Never Were the Way She Was was released earlier this year to glowing reviews; of the little criticism to be found, some reviewers felt that the album was too short. “We’re really happy with the reception it’s gotten!” remarked Sarah, adding “it’s been lovely performing it live as well.” Colin also noted that the album managed to “[take] on a life of it’s own in the live arena.”
The pair were clearly anxious to bring said live show to Cork, praising the burgeoning Cork music scene, which has somewhat exploded of late, last month attracting the likes of Bryce Dessner of The National, not to mention Sarah Neufeld’s frequent Arcade Fire and Bell Orchestre collaborator Richard Reed Parry, as part of this year’s inaugural Sounds from a Safe Harbour festival.
“We’ve heard so many things about Cork and it’s music scene from friends of ours, like Bryce and Richard. We’ve never been before and are excited to be a part of it!” They also note what they feel makes Irish audiences special: “Warm, expressive and loud – the best!”
Colin and Sarah’s live performances together are known for their deeply intimate and personal atmospheres. Such a contrast, one would imagine, from the more over‐the‐top and visual outings Sarah must be used to alongside Arcade Fire. However, she asserts that “every different performance context has it’s own charm. We love an over-the-top arena show just as much as an intimate hall, the connection is different and the energy is different. We’re both grateful to have such varied experiences.”
Colin too has worked with an astonishing array of acclaimed musicians over the years, each seemingly more impressive than the last. “I’ve enjoyed all of my collaborations, particularly the likes of Lou Reed, Bon Iver and TV on the Radio! I think, however, the most influential and memorable is still the time I had with Tom Waits. At that point in 2001, I was living in San Francisco and had always dreamed of making music with him someday (which was in fact largely why I chose to move to San Francisco a few years before), so when I got the call and was invited to come and record for him on Blood Money and Alice it was pretty much a dream come true scenario.”
When working on his albums, everything Colin does is recorded in one take, no overdubs and not manipulated in any way. Rather than limiting his work, he finds that this opens up many more possibilities for the record.
“I’ve always found that instituting these basic limitations and parameters opens up an enormous amount of freedom, musically. The challenge of it, physically, is a motivator and a process that has reward and satisfaction built into its structure.”
One only has to glance at his discography to understand how in‐demand Colin Stetson is as a collaborator.
“When I guest on other people’s records, it’s them coming to me…and yes, unfortunately, there are many requests that I can’t take on, because of scheduling, preference, etc…many different reasons.”
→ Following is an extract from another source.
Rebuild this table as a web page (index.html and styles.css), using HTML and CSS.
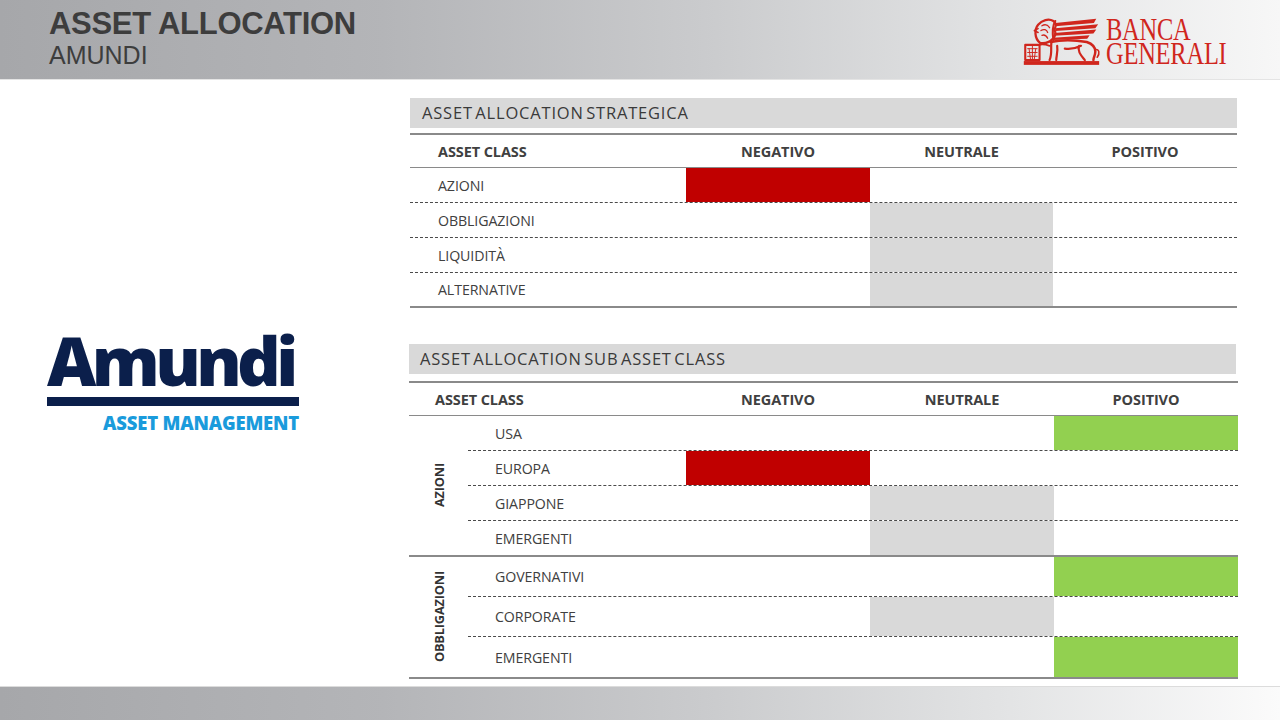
FILE: index.html
```html
<!DOCTYPE html>
<html lang="it">
<head>
<meta charset="utf-8">
<title>Asset Allocation - Amundi</title>
<link rel="stylesheet" href="styles.css">
</head>
<body>
<div class="page">
  <header class="top">
    <div class="titles">
      <div class="title">ASSET ALLOCATION</div>
      <div class="subtitle">AMUNDI</div>
    </div>
    <div class="bg-logo">
      <svg class="lion" width="82" height="52" viewBox="0 0 86 54">
        <g fill="#d0261d">
          <path d="M37 7 L80 2.5 L77.5 7 L37 10.5 Z"/>
          <path d="M37 12.5 L82 8.5 L79 12.5 L37 15.5 Z"/>
          <path d="M36 17.5 L80 14 L77 18 L36 20.5 Z"/>
          <path d="M35 22.5 L73 20 L70.5 23.5 L35 25 Z"/>
          <rect x="4" y="47" width="79" height="4"/>
        </g>
        <g fill="none" stroke="#d0261d" stroke-linecap="round" stroke-linejoin="round">
          <rect x="5.5" y="30" width="15" height="16" stroke-width="2.2"/>
          <path d="M13 31 V45 M8 34 H18 M8 38 H18 M8 42 H18 M9.5 34 L11 45 M16.5 34 L15 45" stroke-width="1"/>
          <path d="M21 28 C15 23 15 14 19 9 C23 4 30 2 35 5 C38 7 38 11 36 14 C38 17 37 22 34 24 C31 27 26 29 21 28" stroke-width="2.4"/>
          <path d="M23 10 C26 8 29 9 31 12 M22 15 C25 13 28 14 29 17 M23 20 C26 19 28 21 29 23" stroke-width="1.4"/>
          <path d="M19 13 L15 15 L19 17" stroke-width="1.6"/>
          <path d="M37 5 C34 10 34 18 35 25" stroke-width="2.2"/>
          <path d="M32 27 C42 25 58 25 70 27 C76 29 79 33 79 37 C79 41 77 43 77 46" stroke-width="2.6"/>
          <path d="M33 27 C32 33 34 39 31 46 M39 31 C40 37 38 42 38 46 M62 31 C60 37 64 41 68 46 M47 34 C54 35 60 33 64 31" stroke-width="2.3"/>
          <path d="M20 30 C24 29 28 30 31 31" stroke-width="1.8"/>
          <path d="M79 35 C83 34 84 39 81 43" stroke-width="1.7"/>
        </g>
      </svg>
      <div class="bg-name">
        <span>BANCA</span>
        <span>GENERALI</span>
      </div>
    </div>
  </header>

  <main class="content">
    <aside class="brand">
      <div class="amundi">
        <div class="amundi-word">Amundi</div>
        <div class="amundi-bar"></div>
        <div class="amundi-sub">ASSET MANAGEMENT</div>
      </div>
    </aside>

    <section class="tables">
      <div class="block strat">
        <div class="block-title">ASSET ALLOCATION STRATEGICA</div>
        <div class="grid1 head">
          <div class="c-label">ASSET CLASS</div>
          <div class="c-center">NEGATIVO</div>
          <div class="c-center">NEUTRALE</div>
          <div class="c-center">POSITIVO</div>
        </div>
        <div class="grid1 row">
          <div class="c-label">AZIONI</div>
          <div class="neg"></div><div></div><div></div>
        </div>
        <div class="grid1 row">
          <div class="c-label">OBBLIGAZIONI</div>
          <div></div><div class="neu"></div><div></div>
        </div>
        <div class="grid1 row">
          <div class="c-label">LIQUIDITÀ</div>
          <div></div><div class="neu"></div><div></div>
        </div>
        <div class="grid1 row last">
          <div class="c-label">ALTERNATIVE</div>
          <div></div><div class="neu"></div><div></div>
        </div>
      </div>

      <div class="block sub">
        <div class="block-title">ASSET ALLOCATION SUB ASSET CLASS</div>
        <div class="grid2 head">
          <div class="c-label">ASSET CLASS</div>
          <div class="c-center">NEGATIVO</div>
          <div class="c-center">NEUTRALE</div>
          <div class="c-center">POSITIVO</div>
        </div>

        <div class="group">
          <div class="group-label"><span>AZIONI</span></div>
          <div class="group-rows">
            <div class="grid3 row">
              <div class="c-label">USA</div>
              <div></div><div></div><div class="pos"></div>
            </div>
            <div class="grid3 row">
              <div class="c-label">EUROPA</div>
              <div class="neg"></div><div></div><div></div>
            </div>
            <div class="grid3 row">
              <div class="c-label">GIAPPONE</div>
              <div></div><div class="neu"></div><div></div>
            </div>
            <div class="grid3 row last short">
              <div class="c-label">EMERGENTI</div>
              <div></div><div class="neu"></div><div></div>
            </div>
          </div>
        </div>

        <div class="group">
          <div class="group-label"><span>OBBLIGAZIONI</span></div>
          <div class="group-rows">
            <div class="grid3 row tall">
              <div class="c-label">GOVERNATIVI</div>
              <div></div><div></div><div class="pos"></div>
            </div>
            <div class="grid3 row tall">
              <div class="c-label">CORPORATE</div>
              <div></div><div class="neu"></div><div></div>
            </div>
            <div class="grid3 row tall last">
              <div class="c-label">EMERGENTI</div>
              <div></div><div></div><div class="pos"></div>
            </div>
          </div>
        </div>
      </div>
    </section>
  </main>

  <footer class="bottom"></footer>
</div>
</body>
</html>
```

FILE: styles.css
```css
* { box-sizing: border-box; }
html, body { margin: 0; padding: 0; }
body {
  width: 1280px;
  height: 720px;
  overflow: hidden;
  background: #ffffff;
  font-family: "Open Sans", "Liberation Sans", sans-serif;
  color: #404040;
}
.page {
  width: 1280px;
  height: 720px;
  display: flex;
  flex-direction: column;
}

/* header */
.top {
  height: 80px;
  flex: 0 0 80px;
  background: linear-gradient(90deg, #a6a7aa 0%, #b4b5b8 30%, #cacbcd 55%, #e2e3e4 78%, #f7f7f7 100%);
  border-bottom: 1px solid #e4e4e4;
  display: flex;
  justify-content: space-between;
  align-items: flex-start;
  padding: 0 54px 0 49px;
}
.titles {
  font-family: "Liberation Sans", Arial, sans-serif;
  color: #3d3d3d;
  padding-top: 8px;
}
.title {
  font-size: 31px;
  font-weight: bold;
  line-height: 32px;
  letter-spacing: -0.3px;
}
.subtitle {
  font-size: 25px;
  line-height: 28px;
  margin-top: 1px;
}
.bg-logo {
  display: flex;
  align-items: flex-start;
  padding-top: 14px;
}
.lion { display: block; margin-right: 4px; margin-top: 2px; }
.bg-name {
  display: flex;
  flex-direction: column;
  font-family: "Liberation Serif", "Times New Roman", serif;
  color: #d0261d;
  font-size: 31px;
  line-height: 24px;
  padding-top: 4px;
  width: 120px;
}
.bg-name span {
  display: block;
  transform: scaleX(0.79);
  transform-origin: left center;
  white-space: nowrap;
  letter-spacing: -0.3px;
}

/* content */
.content {
  flex: 1 1 auto;
  display: flex;
}
.brand {
  width: 409px;
  flex: 0 0 409px;
  display: flex;
  align-items: center;
  padding-left: 49px;
}
.amundi {
  width: 250px;
  display: flex;
  flex-direction: column;
  margin-top: -4px;
}
.amundi-word {
  font-family: "Open Sans", sans-serif;
  font-weight: 800;
  font-size: 68px;
  line-height: 60px;
  letter-spacing: -4.6px;
  color: #0b1f4b;
  margin-left: -2px;
  white-space: nowrap;
}
.amundi-bar {
  height: 9px;
  background: #0b1f4b;
  margin-top: 7px;
  margin-left: -2px;
}
.amundi-sub {
  font-family: "Open Sans", sans-serif;
  font-weight: 800;
  font-size: 18.5px;
  line-height: 20px;
  color: #1a9bdc;
  text-align: right;
  margin-top: 7px;
  white-space: nowrap;
  letter-spacing: -0.2px;
}

.tables {
  flex: 1 1 auto;
  display: flex;
  flex-direction: column;
  padding-top: 18px;
}
.block-title {
  height: 30px;
  background: #d9d9d9;
  font-size: 16.5px;
  line-height: 30px;
  color: #3a3a3a;
  letter-spacing: 0.8px;
  word-spacing: -2.5px;
  white-space: nowrap;
}
.strat { width: 827px; margin-left: 1px; }
.strat .block-title { padding-left: 12px; margin-bottom: 5px; }
.sub { width: 829px; margin-top: 36px; }
.sub .block-title { width: 827px; padding-left: 11px; margin-bottom: 7px; }

.head {
  border-top: 2px solid #8a8a8a;
  border-bottom: 1.5px solid #8a8a8a;
  height: 35px;
  font-weight: bold;
  font-size: 14.5px;
  letter-spacing: -0.1px;
}
.grid1 {
  display: grid;
  grid-template-columns: 276px 184px 183px 184px;
}
.grid2 {
  display: grid;
  grid-template-columns: 277px 184px 184px 184px;
}
.grid3 {
  display: grid;
  grid-template-columns: 218px 184px 184px 184px;
}
.head > div {
  display: flex;
  align-items: center;
}
.head .c-label { padding-left: 28px; }
.grid2.head .c-label { padding-left: 26px; }
.c-center { justify-content: center; }

.row {
  height: 35px;
  border-bottom: 1px dashed #4a4a4a;
  font-size: 14.2px;
  letter-spacing: -0.1px;
}
.row > div { display: flex; align-items: center; }
.grid1.row .c-label { padding-left: 28px; }
.grid3.row .c-label { padding-left: 27px; }
.strat .row.last { border-bottom: 2px solid #8a8a8a; }
.group-rows .row.last { border-bottom: none; }
.row.short { height: 34px; }
.row.tall { height: 40px; }

.neg { background: #c00000; }
.neu { background: #d9d9d9; }
.pos { background: #92d050; }

.group {
  display: flex;
  border-bottom: 2px solid #8a8a8a;
}
.group-label {
  width: 59px;
  flex: 0 0 59px;
  display: flex;
  align-items: center;
  justify-content: center;
}
.group-label span {
  writing-mode: vertical-rl;
  transform: rotate(180deg);
  font-size: 12.8px;
  font-weight: bold;
  color: #333333;
  letter-spacing: -0.2px;
}
.group-rows {
  flex: 1 1 auto;
  display: flex;
  flex-direction: column;
}

/* footer */
.bottom {
  height: 34px;
  flex: 0 0 34px;
  border-top: 1px solid #dcdcdc;
  background: linear-gradient(90deg, #a6a7aa 0%, #b4b5b8 30%, #cacbcd 55%, #e2e3e4 78%, #fbfbfb 100%);
}
```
Teasing an upcoming project of his own, he admits one of the reasons he can’t find the time to collaborate more.
“In projects of my own that involve others, of which I have a BIG one coming out next year, I reach out to those musicians who are close to me and who I feel would be right for the music.”
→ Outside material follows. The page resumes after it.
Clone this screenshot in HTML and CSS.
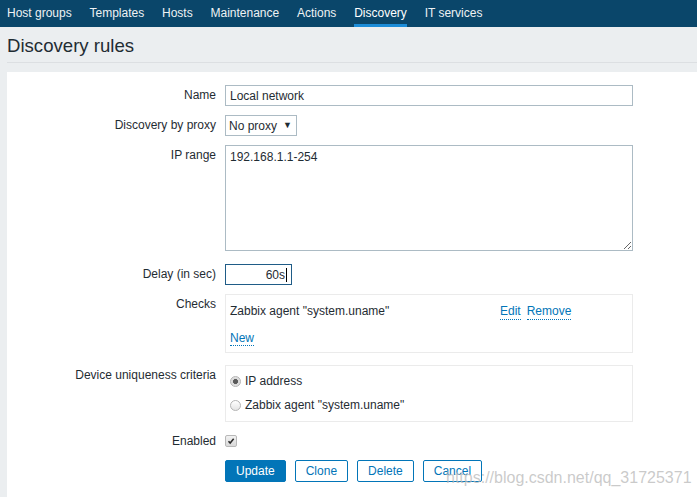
FILE: index.html
```html
<!DOCTYPE html>
<html lang="en">
<head>
<meta charset="utf-8">
<title>Discovery rules</title>
<link rel="stylesheet" href="styles.css">
</head>
<body>
<nav class="topnav">
  <a class="nav-item" href="#">Host groups</a>
  <a class="nav-item" href="#">Templates</a>
  <a class="nav-item" href="#">Hosts</a>
  <a class="nav-item" href="#">Maintenance</a>
  <a class="nav-item" href="#">Actions</a>
  <a class="nav-item active" href="#">Discovery</a>
  <a class="nav-item" href="#">IT services</a>
</nav>
<header class="page-header">
  <h1 class="page-title">Discovery rules</h1>
</header>
<main class="panel">
  <form class="form">
    <div class="row">
      <label class="label">Name</label>
      <div class="field"><input class="input input-wide" type="text" value="Local network"></div>
    </div>
    <div class="row">
      <label class="label">Discovery by proxy</label>
      <div class="field">
        <span class="select-wrap"><select class="select"><option>No proxy</option></select></span>
      </div>
    </div>
    <div class="row">
      <label class="label">IP range</label>
      <div class="field"><textarea class="textarea">192.168.1.1-254</textarea></div>
    </div>
    <div class="row row-delay">
      <label class="label">Delay (in sec)</label>
      <div class="field">
        <span class="delay-wrap"><input class="input input-delay" type="text" value="60s"><span class="caret"></span></span>
      </div>
    </div>
    <div class="row">
      <label class="label">Checks</label>
      <div class="field">
        <div class="box box-checks">
          <div class="check-row">
            <span class="check-name">Zabbix agent "system.uname"</span>
            <span class="check-actions"><a class="link" href="#">Edit</a><a class="link" href="#">Remove</a></span>
          </div>
          <div class="check-row">
            <a class="link" href="#">New</a>
          </div>
        </div>
      </div>
    </div>
    <div class="row row-device">
      <label class="label">Device uniqueness criteria</label>
      <div class="field">
        <div class="box box-radios">
          <label class="radio-row"><input class="radio" type="radio" name="uniq" checked>IP address</label>
          <label class="radio-row"><input class="radio" type="radio" name="uniq">Zabbix agent "system.uname"</label>
        </div>
      </div>
    </div>
    <div class="row">
      <label class="label">Enabled</label>
      <div class="field">
        <span class="checkbox"><svg viewBox="0 0 12 12" width="12" height="12"><path d="M3 6.2 L5 8.4 L9.2 3.2" fill="none" stroke="#2a2a2a" stroke-width="1.8"/></svg></span>
      </div>
    </div>
    <div class="row">
      <span class="label"></span>
      <div class="field buttons">
        <button class="btn btn-primary" type="button">Update</button>
        <button class="btn" type="button">Clone</button>
        <button class="btn" type="button">Delete</button>
        <button class="btn" type="button">Cancel</button>
      </div>
    </div>
  </form>
</main>
<div class="watermark">https://blog.csdn.net/qq_31725371</div>
</body>
</html>
```

FILE: styles.css
```css
html, body {
  margin: 0;
  padding: 0;
}
body {
  font-family: "Liberation Sans", Arial, sans-serif;
  font-size: 12px;
  color: #1f2c33;
  background: #ebeef0;
  height: 497px;
  overflow: hidden;
  position: relative;
}
.topnav {
  display: flex;
  gap: 17.8px;
  height: 27px;
  padding-left: 7px;
  background: #0a466a;
}
.nav-item {
  display: block;
  height: 27px;
  line-height: 26px;
  color: #eef2f4;
  text-decoration: none;
}
.nav-item.active {
  color: #ffffff;
  box-shadow: inset 0 -3px 0 #1b8cd8;
}
.page-header {
  margin-left: 7px;
  padding: 7px 0 4px;
  border-bottom: 1px solid #dcdfe2;
}
.page-title {
  margin: 0;
  font-size: 18.6px;
  font-weight: normal;
  line-height: 24px;
  color: #1f2c33;
}
.panel {
  margin: 9px 0 0 7px;
  background: #ffffff;
  padding: 13px 0 20px;
}
.form {
  display: flex;
  flex-direction: column;
  gap: 9px;
}
.row {
  display: grid;
  grid-template-columns: 209px 408px;
  column-gap: 9px;
  align-items: start;
}
.row-delay { margin-top: 4px; }
.row-device { margin-top: 3px; }
.label {
  text-align: right;
  line-height: 20px;
}
.field {
  line-height: 20px;
}
.input {
  box-sizing: border-box;
  height: 21px;
  border: 1px solid #acbbc4;
  padding: 0 4px;
  font: inherit;
  color: #1f2c33;
  background: #fff;
  outline: none;
  display: block;
}
.input-wide { width: 408px; }
.select-wrap {
  position: relative;
  display: inline-block;
  vertical-align: top;
}
.select-wrap::after {
  content: "\25BC";
  position: absolute;
  right: 5px;
  top: 0;
  line-height: 21px;
  font-size: 9px;
  color: #1f2c33;
  pointer-events: none;
}
.select {
  -webkit-appearance: none;
  appearance: none;
  box-sizing: border-box;
  width: 72px;
  height: 21px;
  border: 1px solid #acbbc4;
  border-radius: 0;
  padding: 0 18px 0 3px;
  font: inherit;
  color: #1f2c33;
  background: #fff;
  display: block;
}
.textarea {
  box-sizing: border-box;
  display: block;
  width: 408px;
  height: 106px;
  border: 1px solid #acbbc4;
  padding: 4px 4px;
  margin: 0;
  font: inherit;
  line-height: 14px;
  color: #1f2c33;
  resize: vertical;
}
.delay-wrap {
  position: relative;
  display: inline-block;
  vertical-align: top;
}
.input-delay {
  width: 67px;
  text-align: right;
  border-color: #1f5c87;
  padding-right: 6px;
}
.caret {
  position: absolute;
  right: 5px;
  top: 4px;
  width: 1px;
  height: 14px;
  background: #000;
}
.box {
  box-sizing: border-box;
  width: 408px;
  border: 1px solid #ebebeb;
}
.box-checks { padding: 4px 4px 5px; }
.box-radios { padding: 3px 4px 4px; }
.check-row {
  display: flex;
  line-height: 24px;
  height: 24px;
}
.check-name {
  width: 270px;
}
.check-actions {
  display: flex;
  gap: 6px;
}
.link {
  color: #0275b8;
  text-decoration: none;
  border-bottom: 1px dotted #0275b8;
  line-height: 16px;
  align-self: center;
}
.check-row > .link { margin-top: 5px; height: 15px; }
.radio-row {
  display: flex;
  align-items: center;
  height: 24px;
  line-height: 24px;
}
.radio {
  -webkit-appearance: none;
  appearance: none;
  box-sizing: border-box;
  width: 11px;
  height: 11px;
  margin: 0 4px 0 0;
  border: 1px solid #b4b4b4;
  border-radius: 50%;
  background: linear-gradient(#ffffff, #e4e4e4);
}
.radio:checked {
  background: radial-gradient(circle, #5a5a5a 0, #5a5a5a 2.2px, #d8d8d8 2.8px, #ececec 100%);
}
.checkbox {
  display: inline-block;
  box-sizing: border-box;
  width: 12px;
  height: 12px;
  margin-top: 4px;
  vertical-align: top;
  border: 1px solid #b8b8b8;
  border-radius: 2px;
  background: linear-gradient(#f2f2f2, #d9d9d9);
  line-height: 0;
}
.checkbox svg {
  width: 10px;
  height: 10px;
}
.buttons {
  display: flex;
  gap: 9px;
}
.btn {
  box-sizing: border-box;
  height: 22px;
  padding: 0 10px;
  border: 1px solid #0275b8;
  border-radius: 2px;
  background: #ffffff;
  color: #0275b8;
  font: inherit;
  line-height: 20px;
  cursor: pointer;
}
.btn-primary {
  background: #0275b8;
  color: #ffffff;
}
.watermark {
  position: absolute;
  left: 446px;
  top: 470px;
  font-size: 16px;
  line-height: 16px;
  color: rgba(185, 185, 185, 0.75);
  white-space: nowrap;
  pointer-events: none;
}
```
Both Colin and Sarah acknowledge that there is no end to the number of artists with whom they would like to collaborate.
“I just had the chance to perform with Evan Parker [renowned British free‐ improvising saxophone player], which was such a beautiful moment” remarks Colin; “and Sarah just collaborated with the wonderful Canadian choreographer/dancer Peggy Baker. Collaborating with artists who have had such rich, long careers is incredibly inspiring. There’s a ton of people we would still like to work with.”
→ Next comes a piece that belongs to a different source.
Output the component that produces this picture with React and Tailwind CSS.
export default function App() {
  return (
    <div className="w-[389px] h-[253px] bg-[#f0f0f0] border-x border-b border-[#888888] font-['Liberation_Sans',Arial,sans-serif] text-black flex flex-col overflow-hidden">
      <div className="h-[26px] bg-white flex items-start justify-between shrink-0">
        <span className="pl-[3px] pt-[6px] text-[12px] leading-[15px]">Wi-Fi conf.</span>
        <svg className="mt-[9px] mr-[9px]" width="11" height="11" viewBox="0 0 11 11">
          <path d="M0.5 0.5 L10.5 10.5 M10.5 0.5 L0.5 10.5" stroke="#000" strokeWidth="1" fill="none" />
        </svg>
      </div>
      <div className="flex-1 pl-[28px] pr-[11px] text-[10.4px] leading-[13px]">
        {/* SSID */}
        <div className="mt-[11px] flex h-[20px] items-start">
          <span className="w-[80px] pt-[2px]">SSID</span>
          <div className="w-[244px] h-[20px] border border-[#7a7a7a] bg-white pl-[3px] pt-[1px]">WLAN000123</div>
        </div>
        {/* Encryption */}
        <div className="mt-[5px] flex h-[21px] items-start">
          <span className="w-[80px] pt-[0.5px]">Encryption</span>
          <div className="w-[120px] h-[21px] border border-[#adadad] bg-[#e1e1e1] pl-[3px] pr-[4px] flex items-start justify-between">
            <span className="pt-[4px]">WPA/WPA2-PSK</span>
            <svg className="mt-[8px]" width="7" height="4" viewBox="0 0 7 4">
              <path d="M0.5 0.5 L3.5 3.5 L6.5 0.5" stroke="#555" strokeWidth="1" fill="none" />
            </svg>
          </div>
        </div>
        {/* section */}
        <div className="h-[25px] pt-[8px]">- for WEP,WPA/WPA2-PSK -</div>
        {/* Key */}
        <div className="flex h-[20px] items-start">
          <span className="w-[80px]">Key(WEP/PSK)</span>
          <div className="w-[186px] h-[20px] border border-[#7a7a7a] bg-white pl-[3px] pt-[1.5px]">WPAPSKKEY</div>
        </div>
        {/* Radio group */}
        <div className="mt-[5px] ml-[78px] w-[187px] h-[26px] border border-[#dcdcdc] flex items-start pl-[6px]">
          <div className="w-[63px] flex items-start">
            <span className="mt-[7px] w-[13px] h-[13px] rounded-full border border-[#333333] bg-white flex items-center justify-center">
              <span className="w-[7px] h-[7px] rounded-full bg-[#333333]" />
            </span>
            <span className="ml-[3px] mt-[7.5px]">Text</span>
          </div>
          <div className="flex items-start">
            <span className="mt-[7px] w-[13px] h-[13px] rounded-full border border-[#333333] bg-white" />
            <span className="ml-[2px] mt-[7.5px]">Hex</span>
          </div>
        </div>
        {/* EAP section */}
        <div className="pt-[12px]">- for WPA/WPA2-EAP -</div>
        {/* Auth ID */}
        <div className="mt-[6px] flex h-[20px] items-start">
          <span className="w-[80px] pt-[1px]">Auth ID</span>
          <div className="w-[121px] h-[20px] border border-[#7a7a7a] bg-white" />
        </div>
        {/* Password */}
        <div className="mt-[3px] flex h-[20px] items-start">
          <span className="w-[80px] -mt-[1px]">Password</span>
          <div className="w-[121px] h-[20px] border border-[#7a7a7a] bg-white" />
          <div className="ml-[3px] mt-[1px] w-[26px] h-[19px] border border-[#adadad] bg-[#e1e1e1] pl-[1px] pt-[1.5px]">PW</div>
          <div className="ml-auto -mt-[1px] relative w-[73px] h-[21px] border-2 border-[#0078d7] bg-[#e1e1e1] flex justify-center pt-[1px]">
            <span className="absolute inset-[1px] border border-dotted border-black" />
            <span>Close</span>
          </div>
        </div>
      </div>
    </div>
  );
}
Aside from the many projects, a constant in Sarah’s life has been having worked with Arcade Fire for over a decade now. However, she is quick to play down any individual role, describing it as a wholly collaborative process.
“It’s not really about “putting my own stamp on it,” it’s a collective thing. It’s been an incredible 11 years working with them, completely outside anything I’d really imagined!”
Though, as a result of the distinct contrast between the kinds of music she and Colin have put out alongside bands and artists such as Arcade Fire or Bon Iver and their mutual solo efforts, she appears to have noticed a notable amount of crossing‐over of more casual, indie‐rock fans from their more well‐known work.
“We do find that some listeners come across our experimental work via these bigger rock channels, and in some cases, our music serves as an introduction to the more experimental side of the spectrum.”
On working as a solo musician as opposed to within a group, Sarah notes “when you work alone, it’s much more of a direct line from your vision to the outcome. It’s a really interesting process and I think one that’s important to craft. It allows you to deepen your relationship to your own process, to learn when to trust your instincts and when to discard something you were previously attached to. I believe it makes for stronger collaborations with others as well.”
Her debut solo record Hero Brother was released back in 2013 to a positive reception, but not wanting to rest on her laurels, Sarah has already made plans to release it’s follow‐up. “ I finished another solo record earlier this year, which is coming out in early 2016. I’m very excited to get that out there and do a bit of touring on it as well!”
Never Were The Way She Was by Colin Stetson and Sarah Neufeld is available now.